Although this study was able to address how molecular epidemiological surveillance can be used to enhance routine surveillance data in Beijing, there remain some limitations that deserve further discussion. First, a certain percentage of the respondents left several items in the questionnaire unanswered, which may lead to problems in identifying the possible sources of infection. We will strive to enhance the response rate in the future. Second, only a low proportion of the samples could be sequenced, which may be due to the length of time between disease onset and the sampling. Future studies should optimize the sampling process and shorten the sampling time. Moreover, a uniform anti-HAV IgM test will be needed in the future to avoid false-positive tests in different hospitals. Third, the new surveillance system has only been established for one year, and further studies are needed to develop a more comprehensive view of HAV infection in Beijing. Despite these problems, the new molecular epidemiological surveillance still could help inform possible clusters of outbreaks.
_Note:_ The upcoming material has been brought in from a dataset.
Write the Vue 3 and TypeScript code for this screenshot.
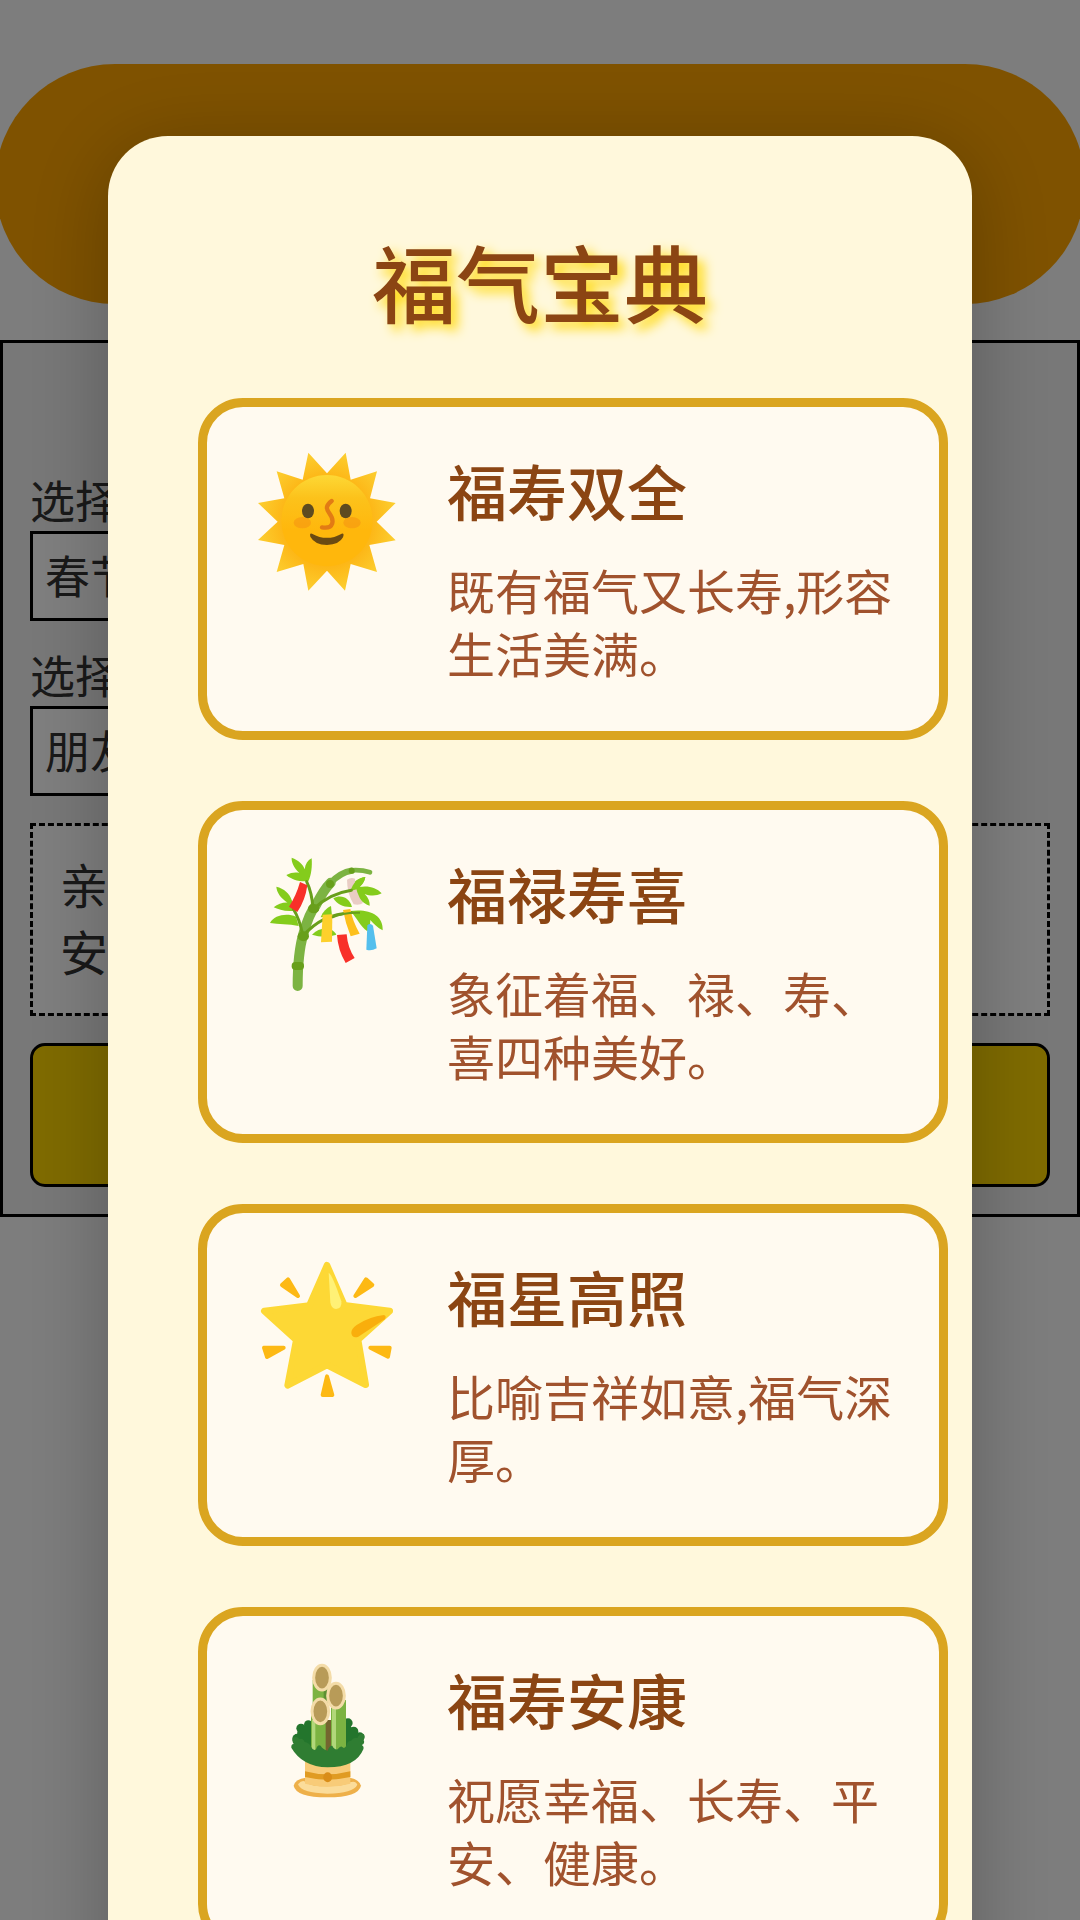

Future studies should improve the response rate of the questionnaire and improve the proportion of the sequenced samples.

Conclusions

In summary, the incidence rate of HAV in Beijing is low. Most of the patients presented clinical symptoms. Contaminated food consumption was the primary potential source of infection. The main HAV genotypes were IA and IB. The incorporation of molecular epidemiology into the routine surveillance system and the description of possible clustered outbreaks using these molecular techniques can be used to provide information for controlling HAV transmission. An effective surveillance system should include valid case background data, high-quality specimens, and sensitive detection methods. To establish a more effective surveillance system, we should strive to improve the data and specimen quality, and adopt a sensitive method.